▶ **Task directions**
Within the material below, find each line bearing the word "React" and present it.

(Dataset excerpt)

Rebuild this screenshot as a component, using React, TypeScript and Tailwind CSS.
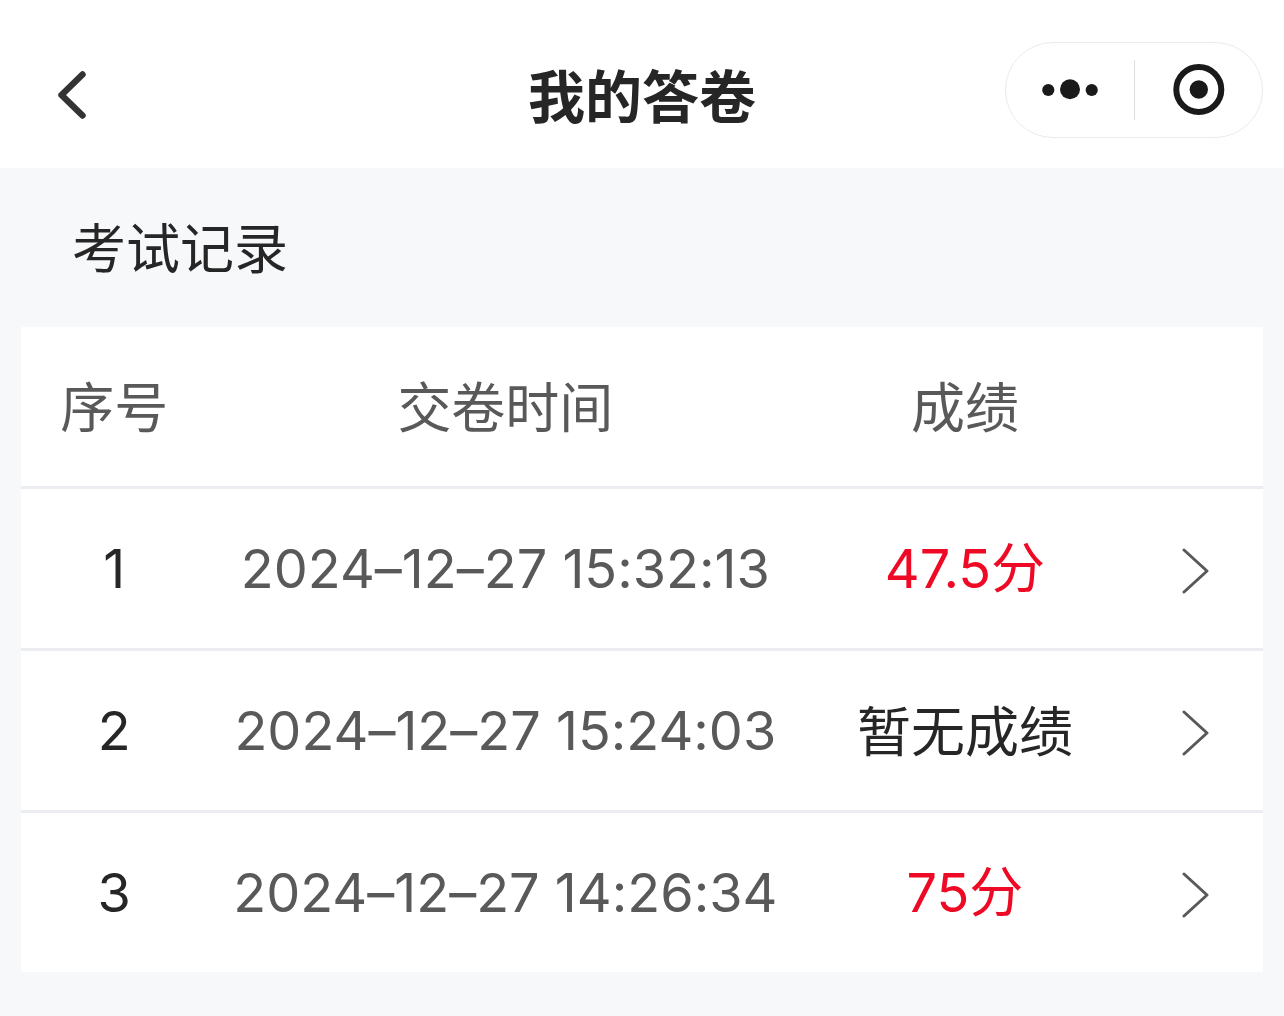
import React from "react";

const records = [
  { id: 1, time: "2024–12–27 15:32:13", score: "47.5分", graded: true },
  { id: 2, time: "2024–12–27 15:24:03", score: "暂无成绩", graded: false },
  { id: 3, time: "2024–12–27 14:26:34", score: "75分", graded: true },
];

export default function App() {
  return (
    <div className="min-h-screen bg-[#f7f8fa] font-['Inter','Noto_Sans_CJK_SC',sans-serif] text-[#262626] [font-feature-settings:'calt'_0]">
      <header className="grid h-42 grid-cols-[1fr_auto_1fr] items-center bg-white px-[21px] pt-3">
        <button type="button" aria-label="返回" className="mt-2.5 justify-self-start pl-[35px]">
          <svg width="32" height="52" viewBox="0 0 32 52" fill="none" stroke="#333333" strokeWidth="6.4" strokeLinecap="round" strokeLinejoin="round">
            <path d="M26.5 5.5 5.5 26 26.5 46.5" />
          </svg>
        </button>
        <h1 className="mt-4 text-[57px] leading-[80px] font-bold">我的答卷</h1>
        <div className="flex h-24 w-[258px] items-center justify-self-end rounded-full border border-[#ebebeb]">
          <button type="button" aria-label="更多" className="flex h-full flex-1 items-center justify-center">
            <svg width="56" height="22" viewBox="0 0 56 22" fill="#1a1a1a">
              <circle cx="6.3" cy="11" r="6.1" />
              <circle cx="28" cy="10.2" r="10" />
              <circle cx="49.7" cy="11" r="6.1" />
            </svg>
          </button>
          <span className="h-15 w-px bg-[#dedede]" />
          <button type="button" aria-label="关闭" className="flex h-full flex-1 items-center justify-center">
            <svg width="54" height="52" viewBox="0 0 54 52">
              <circle cx="27.8" cy="25.5" r="22.5" fill="none" stroke="#1a1a1a" strokeWidth="6" />
              <circle cx="27.8" cy="25.5" r="9.2" fill="#1a1a1a" />
            </svg>
          </button>
        </div>
      </header>
      <main className="px-[21px] pb-11">
        <h2 className="flex h-[159px] items-center pt-1 pl-[51px] text-[54px] leading-[80px]">考试记录</h2>
        <table className="w-full table-fixed border-separate border-spacing-0 bg-white text-center text-[54px] leading-[80px] text-[#595959]">
          <colgroup>
            <col className="w-[15%]" />
            <col className="w-[48%]" />
            <col className="w-[26%]" />
            <col className="w-[11%]" />
          </colgroup>
          <thead>
            <tr className="h-[162px] *:border-b-3 *:border-[#ebedf0] *:pt-1">
              <th className="font-normal">序号</th>
              <th className="font-normal">交卷时间</th>
              <th className="font-normal">成绩</th>
              <td />
            </tr>
          </thead>
          <tbody>
            {records.map((r) => (
              <tr key={r.id} className="h-[162px] *:border-b-3 *:border-[#ebedf0] last:h-[159px] last:*:border-b-0">
                <td className="text-[#262626]">{r.id}</td>
                <td className="whitespace-nowrap">{r.time}</td>
                <td className={r.graded ? "text-[#ee0a24]" : "pt-1 text-[#262626]"}>{r.score}</td>
                <td>
                  <button type="button" aria-label="查看详情" className="flex w-full justify-end pt-1 pr-[53px]">
                    <svg className="shrink-0" width="28" height="48" viewBox="0 0 28 48" fill="none" stroke="#595959" strokeWidth="3" strokeLinecap="round" strokeLinejoin="round">
                      <path d="M2 3 25 24 2 45" />
                    </svg>
                  </button>
                </td>
              </tr>
            ))}
          </tbody>
        </table>
      </main>
    </div>
  );
}
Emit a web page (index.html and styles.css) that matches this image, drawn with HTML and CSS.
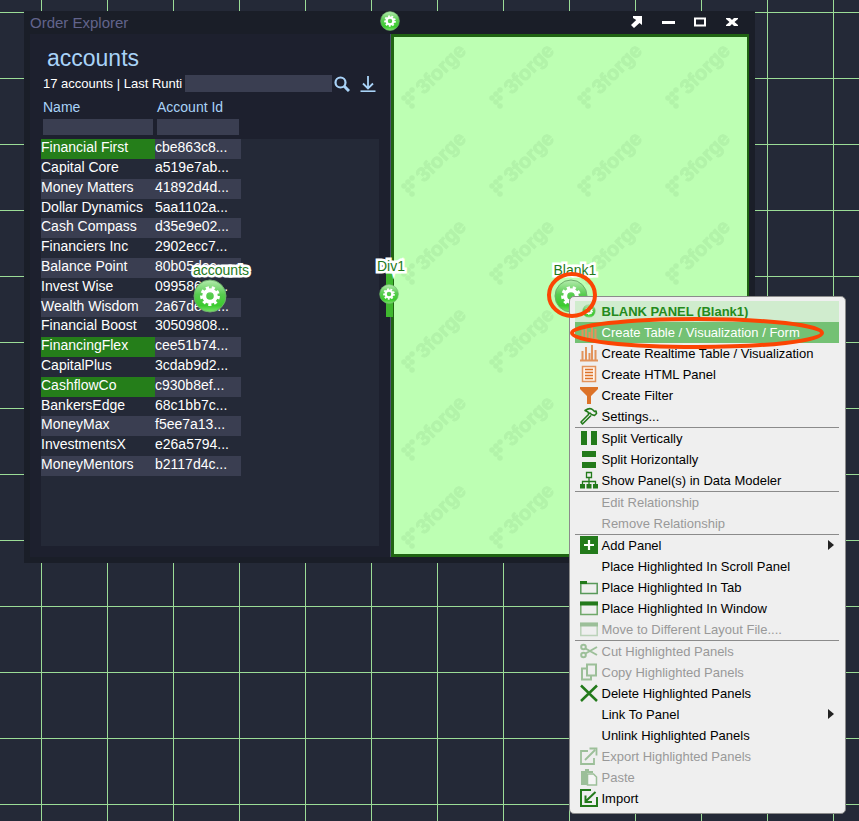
FILE: index.html
```html
<!DOCTYPE html>
<html lang="en">
<head>
<meta charset="utf-8">
<title>Order Explorer</title>
<link rel="stylesheet" href="styles.css">
</head>
<body>
<svg class="defs" aria-hidden="true">
  <defs>
    <linearGradient id="ball" x1="0" y1="0" x2="0" y2="1">
      <stop offset="0" stop-color="#b4ecae"/>
      <stop offset=".45" stop-color="#58cc50"/>
      <stop offset=".8" stop-color="#3ccb2e"/>
      <stop offset="1" stop-color="#7be66c"/>
    </linearGradient>
    <symbol id="gear" viewBox="0 0 34 34">
      <circle cx="17" cy="17" r="16" fill="url(#ball)" stroke="#6fae6c" stroke-width="1"/>
      <circle cx="17" cy="17" r="5.8" fill="none" stroke="#fff" stroke-width="4"/>
      <circle cx="17" cy="17" r="8.4" fill="none" stroke="#fff" stroke-width="3" stroke-dasharray="3.1 2.764"/>
    </symbol>
    <symbol id="chart" viewBox="0 0 18 18">
      <path d="M0 16.5h18M2.5 16V7M6 16V3M9.5 16V9M12 16V1M15.5 16V6" fill="none" stroke="#e2935c" stroke-width="2"/>
    </symbol>
    <symbol id="frame" viewBox="0 0 18 18">
      <path d="M.8 3.500h16.400v12H.8z" fill="none" stroke="#6fa869" stroke-width="1.500"/>
      <path d="M0 2.500h18v4H0z" fill="#237a1b"/>
    </symbol>
  </defs>
</svg>
<main class="desktop">
  <section class="window">
    <header class="titlebar">
      <h1>Order Explorer</h1>
      <svg class="gear-small title-gear" aria-hidden="true"><use href="#gear"/></svg>
      <div class="controls">
        <button aria-label="Pop out"><svg viewBox="0 0 14 12"><path d="M4 0h9v9L10.500 7 5 12 2 9 7.200 4 4 2z" fill="#fff"/></svg></button>
        <button aria-label="Minimize"><svg viewBox="0 0 14 12"><path d="M1 6.500h13" stroke="#fff" stroke-width="3"/></svg></button>
        <button aria-label="Maximize"><svg viewBox="0 0 14 12"><path d="M2 2.500h10v7H2z" fill="none" stroke="#fff" stroke-width="2"/></svg></button>
        <button aria-label="Close"><svg viewBox="0 0 14 12"><path d="M1 2h4l2 2 2-2h4v1L9.500 6 13 9v1H9L7 8l-2 2H1V9l3.500-3L1 3z" fill="#fff"/></svg></button>
      </div>
    </header>
    <div class="panels">
      <section class="accounts">
        <h2>accounts</h2>
        <div class="status">
          <span>17 accounts | Last Runti</span>
          <input class="field search" type="text" aria-label="Search">
          <button aria-label="Search accounts"><svg viewBox="0 0 16 16" fill="none" stroke="#a9d3f8"><circle cx="6.500" cy="6.500" r="5" stroke-width="2.200"/><path d="M10 10l5 5" stroke-width="3"/></svg></button>
          <button aria-label="Download"><svg viewBox="0 0 16 16" fill="none" stroke="#a9d3f8"><path d="M8 0v12M3 7.500l5 5 5-5" stroke-width="1.800"/><path d="M.5 15.200h15" stroke-width="1.600"/></svg></button>
        </div>
        <div class="filters">
          <label for="f-name">Name</label><label for="f-id">Account Id</label>
          <input class="field" id="f-name" type="text"><input class="field" id="f-id" type="text">
        </div>
        <div class="grid-body">
          <table>
            <tbody>
              <tr class="selected"><td>Financial First</td><td>cbe863c8...</td></tr>
              <tr><td>Capital Core</td><td>a519e7ab...</td></tr>
              <tr><td>Money Matters</td><td>41892d4d...</td></tr>
              <tr><td>Dollar Dynamics</td><td>5aa1102a...</td></tr>
              <tr><td>Cash Compass</td><td>d35e9e02...</td></tr>
              <tr><td>Financiers Inc</td><td>2902ecc7...</td></tr>
              <tr><td>Balance Point</td><td>80b05dec...</td></tr>
              <tr><td>Invest Wise</td><td>0995869c...</td></tr>
              <tr><td>Wealth Wisdom</td><td>2a67de3d...</td></tr>
              <tr><td>Financial Boost</td><td>30509808...</td></tr>
              <tr class="selected"><td>FinancingFlex</td><td>cee51b74...</td></tr>
              <tr><td>CapitalPlus</td><td>3cdab9d2...</td></tr>
              <tr class="selected"><td>CashflowCo</td><td>c930b8ef...</td></tr>
              <tr><td>BankersEdge</td><td>68c1bb7c...</td></tr>
              <tr><td>MoneyMax</td><td>f5ee7a13...</td></tr>
              <tr><td>InvestmentsX</td><td>e26a5794...</td></tr>
              <tr><td>MoneyMentors</td><td>b2117d4c...</td></tr>
            </tbody>
          </table>
        </div>
        <div class="marker">
          <svg class="gear-large" aria-hidden="true"><use href="#gear"/></svg>
          <span class="tag">accounts</span>
        </div>
        <div class="divider-grip">
          <svg class="gear-small" aria-hidden="true"><use href="#gear"/></svg>
          <span class="tag">Div1</span>
        </div>
      </section>
      <section class="blank">
        <svg class="watermark" aria-hidden="true">
          <defs>
            <pattern id="mark" width="88" height="88" patternUnits="userSpaceOnUse">
              <g fill="#b2f3a9">
                <circle cx="18" cy="53" r="2.800"/><circle cx="14" cy="57" r="2.800"/><circle cx="10" cy="61" r="2.800"/>
                <circle cx="18" cy="61" r="2.800"/><circle cx="14" cy="65" r="2.800"/><circle cx="18" cy="69" r="2.800"/>
                <text class="mark-text" transform="translate(30 58) rotate(-45)">3forge</text>
              </g>
            </pattern>
          </defs>
          <rect width="100%" height="100%" fill="url(#mark)"/>
        </svg>
        <div class="marker">
          <svg class="gear-large" aria-hidden="true"><use href="#gear"/></svg>
          <span class="tag">Blank1</span>
        </div>
        <div class="menu" role="menu">
          <button class="head" role="menuitem"><svg viewBox="-3 -3 24 24"><use href="#gear" width="18" height="18"/></svg>BLANK PANEL (Blank1)</button>
          <button class="active" role="menuitem"><svg><use href="#chart"/></svg>Create Table / Visualization / Form</button>
          <button role="menuitem"><svg><use href="#chart"/></svg>Create Realtime Table / Visualization</button>
          <button role="menuitem"><svg viewBox="0 0 18 18"><path d="M2.500 1.500h13v15h-13z" fill="#fff2e8" stroke="#e2935c" stroke-width="1.500"/><path d="M5 4.500h8M5 7.500h8M5 10.500h8M5 13.500h8" stroke="#dc7228" stroke-width="1.700"/></svg>Create HTML Panel</button>
          <button role="menuitem"><svg viewBox="0 0 18 18"><path d="M0 1h18v2l-7 7v8H7v-8L0 3z" fill="#dc7228"/></svg>Create Filter</button>
          <button role="menuitem"><svg viewBox="0 0 18 18" fill="none" stroke="#237a1b" stroke-width="1.600" stroke-linejoin="round"><path d="M5 3.500C8 1.500 11 1 13 3l1.500 1.500 1.500-.5.500 2.500-2 2-3-1-1.500-1.500-1.500.5L8 5zM9 7l-8 8 1.500 2L11 8.500"/></svg>Settings...</button>
          <hr>
          <button role="menuitem"><svg viewBox="0 0 18 18"><path d="M1 2h6v14H1zM11 2h6v14h-6z" fill="#237a1b"/></svg>Split Vertically</button>
          <button role="menuitem"><svg viewBox="0 0 18 18"><path d="M2 1h14v6H2zM2 12h14v6H2z" fill="#237a1b"/></svg>Split Horizontally</button>
          <button role="menuitem"><svg viewBox="0 0 18 18"><path d="M6.500 1.500h5v5h-5zM9 7v8M2.500 14v-3.500h13V14" fill="none" stroke="#237a1b" stroke-width="1.300"/><path d="M0 13h5v4.500H0zM6.500 13h5v4.500h-5zM13 13h5v4.500h-5z" fill="#237a1b"/></svg>Show Panel(s) in Data Modeler</button>
          <hr>
          <button disabled role="menuitem"><svg></svg>Edit Relationship</button>
          <button disabled role="menuitem"><svg></svg>Remove Relationship</button>
          <hr>
          <button role="menuitem"><svg viewBox="0 0 18 18"><path d="M0 0h18v18H0z" fill="#237a1b"/><path d="M9 4v10M4 9h10" stroke="#fff" stroke-width="2.200"/></svg>Add Panel<span class="arrow"></span></button>
          <button role="menuitem"><svg></svg>Place Highlighted In Scroll Panel</button>
          <button role="menuitem"><svg viewBox="0 0 18 18"><path d="M.8 5.500h16.400v10H.8z" fill="none" stroke="#58995a" stroke-width="1.500"/><path d="M0 3h7v3H0z" fill="#237a1b"/></svg>Place Highlighted In Tab</button>
          <button role="menuitem"><svg><use href="#frame"/></svg>Place Highlighted In Window</button>
          <button disabled role="menuitem"><svg><use href="#frame"/></svg>Move to Different Layout File....</button>
          <hr>
          <button disabled role="menuitem"><svg viewBox="0 0 18 18" fill="none" stroke="#237a1b" stroke-width="2"><circle cx="3.500" cy="5" r="2.300"/><circle cx="3.500" cy="13" r="2.300"/><path d="M5.500 6.500L17 13M5.500 11.500L17 5"/></svg>Cut Highlighted Panels</button>
          <button disabled role="menuitem"><svg viewBox="0 0 18 18" fill="none" stroke="#237a1b" stroke-width="2"><path d="M7 1.500h9v11H7zM6 5.500H2v11h9v-3"/></svg>Copy Highlighted Panels</button>
          <button role="menuitem"><svg viewBox="0 0 18 18"><path d="M1 1.500l16 15.500M17 1.500L1 17" stroke="#237a1b" stroke-width="2.500"/></svg>Delete Highlighted Panels</button>
          <button role="menuitem"><svg></svg>Link To Panel<span class="arrow"></span></button>
          <button role="menuitem"><svg></svg>Unlink Highlighted Panels</button>
          <button disabled role="menuitem"><svg viewBox="0 0 18 18" fill="none" stroke="#237a1b" stroke-width="1.800"><path d="M8 4H1v13h13v-6M5 13L15 3M9.500 1.500h7v7"/></svg>Export Highlighted Panels</button>
          <button disabled role="menuitem"><svg viewBox="0 0 18 18"><path d="M1 3h4V1h4v2h4v2H7v12H1z" fill="#237a1b"/><path d="M7.500 6h6l3 3v8h-9z" fill="#fff" stroke="#237a1b" stroke-width="1.500"/></svg>Paste</button>
          <button role="menuitem"><svg viewBox="0 0 18 18" fill="none" stroke="#237a1b" stroke-width="2"><path d="M11 1H1v16h16V8M15.500 3L6 12M5.500 6.500V13H12"/></svg>Import</button>
        </div>
        <svg class="callouts" viewBox="0 0 284 84" aria-hidden="true" fill="none" stroke="#fb4503" stroke-width="4">
          <ellipse cx="27" cy="26" rx="23" ry="21"/>
          <ellipse cx="152" cy="64" rx="125" ry="14"/>
        </svg>
      </section>
    </div>
  </section>
</main>
</body>
</html>
```
FILE: styles.css
```css
* { box-sizing: border-box; }

body {
  margin: 0;
  font-family: "Liberation Sans", Arial, sans-serif;
  font-size: 14px;
  color: #fff;
  background-color: #242937;
  background-image:
    linear-gradient(#9bdc96, #9bdc96),
    linear-gradient(#9bdc96, #9bdc96);
  background-size: 1px 66px, 66px 1px;
  background-repeat: space repeat, repeat space;
  background-image:
    repeating-linear-gradient(90deg, #9bdc96 0 1px, transparent 1px 66px),
    repeating-linear-gradient(#9bdc96 0 1px, transparent 1px 66px);
  background-size: 660px 660px;
  background-repeat: repeat;
  background-position: 41px 12px;
}

h1, h2 { margin: 0; font-weight: normal; }

button {
  padding: 0;
  border: 0;
  background: none;
  color: inherit;
  font: inherit;
  text-align: left;
}

.defs { position: absolute; width: 0; height: 0; }

.desktop { min-height: 100vh; padding: 11px 104px 0 24px; }

.window { padding: 0 6px 6px; background: #1a1e28; }

.titlebar {
  position: relative;
  display: flex;
  align-items: center;
  justify-content: space-between;
  height: 23px;
}
.titlebar h1 { font-size: 15px; color: #62648c; }
.title-gear { position: absolute; top: 0; left: 50%; margin-left: -10px; }

.controls { display: flex; gap: 18px; padding: 0 10px 2px 0; }
.controls button { width: 14px; height: 12px; }
.controls svg { display: block; width: 14px; height: 12px; }

.panels {
  display: grid;
  grid-template-columns: minmax(0, 361fr) minmax(0, 358fr);
}

.accounts {
  position: relative;
  padding: 10px 11px 11px;
  background: #1d202e;
  border-right: 1px solid #4c5070;
}
.accounts h2 {
  padding-left: 6px;
  font-size: 23px;
  line-height: 28px;
  color: #a9d3f8;
}

.field {
  min-width: 0;
  margin: 0;
  padding: 0;
  border: 0;
  background: #3a3e51;
  color: #fff;
}

.status {
  display: flex;
  align-items: center;
  height: 17px;
  margin: 3px 0 6px 2px;
  font-size: 13px;
  white-space: nowrap;
}
.status span { flex: none; width: 142px; }
.status .search { flex: 1; width: 0; height: 17px; }
.status button { flex: none; width: 16px; height: 16px; margin-left: 2px; }
.status button + button { margin: 0 3px 0 10px; }
.status svg { display: block; width: 16px; height: 16px; }

.filters {
  display: grid;
  grid-template-columns: 110px 82px;
  gap: 2px 4px;
  padding-left: 2px;
  line-height: 19px;
  color: #a9d3f8;
}
.filters .field { width: 100%; height: 16px; }

.grid-body {
  min-height: 407px;
  margin-top: 4px;
  background: #242937;
}

table { width: 200px; border-collapse: collapse; table-layout: fixed; }
tr { height: 20px; }
tr:nth-child(5n + 4) { height: 19px; }
tr:nth-child(odd) { background: #3a3e51; }
td { padding: 0; line-height: 17px; vertical-align: top; }
td:first-child { width: 114px; }
.selected td:first-child { background: #257e1a; }

.marker { position: absolute; top: 50%; left: 50%; }
.gear-large { position: absolute; top: -17px; left: -17px; width: 34px; height: 34px; }
.gear-small { width: 20px; height: 20px; }

.tag {
  position: absolute;
  bottom: 17px;
  left: -17px;
  line-height: 18px;
  color: #237a1b;
  paint-order: stroke fill;
  -webkit-text-stroke: 5px #fff;
}

.divider-grip {
  position: absolute;
  z-index: 1;
  top: 50%;
  right: -3px;
  width: 7px;
  height: 51px;
  margin-top: -30px;
  background: #3fb82f;
}
.divider-grip .gear-small { position: absolute; top: 18px; left: -7px; }
.divider-grip .tag { top: -9px; bottom: auto; left: -9px; }

.blank {
  position: relative;
  background: #bdffb3;
  border: 3px solid #1f6412;
  border-right-width: 2px;
}
.watermark { position: absolute; inset: 0; width: 100%; height: 100%; }
.mark-text {
  font-size: 20px;
  font-weight: bold;
  stroke: #b2f3a9;
  stroke-width: 1px;
}

.menu {
  position: absolute;
  top: 50%;
  left: 50%;
  width: 277px;
  margin-left: -2px;
  padding: 4px 6px 4px 5px;
  border: 1px solid #8b8b8b;
  border-radius: 5px;
  background: #efefef;
  color: #000;
  font-size: 13px;
}
.menu button {
  display: flex;
  align-items: center;
  gap: 4px;
  width: 100%;
  height: 21px;
  padding: 0 5px;
  white-space: nowrap;
}
.menu svg { flex: none; width: 18px; height: 18px; }
.menu hr { height: 1px; margin: 0; border: 0; background: #8b8b8b; }
.menu .head { background: #d0ecce; color: #258a1c; font-weight: bold; }
.menu .active { background: #74c174; color: #fff; }
.menu button:disabled { color: #999; }
.menu button:disabled svg { opacity: .4; }
.arrow {
  margin-left: auto;
  border: 5px solid transparent;
  border-right-width: 0;
  border-left: 6px solid #222;
}

.callouts {
  position: absolute;
  top: 50%;
  left: 50%;
  width: 284px;
  height: 84px;
  margin: -27px 0 0 -26px;
}
```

▶ **Solution to the problem**
Rebuild this screenshot as a component, using React, TypeScript and Tailwind CSS.
import React from "react";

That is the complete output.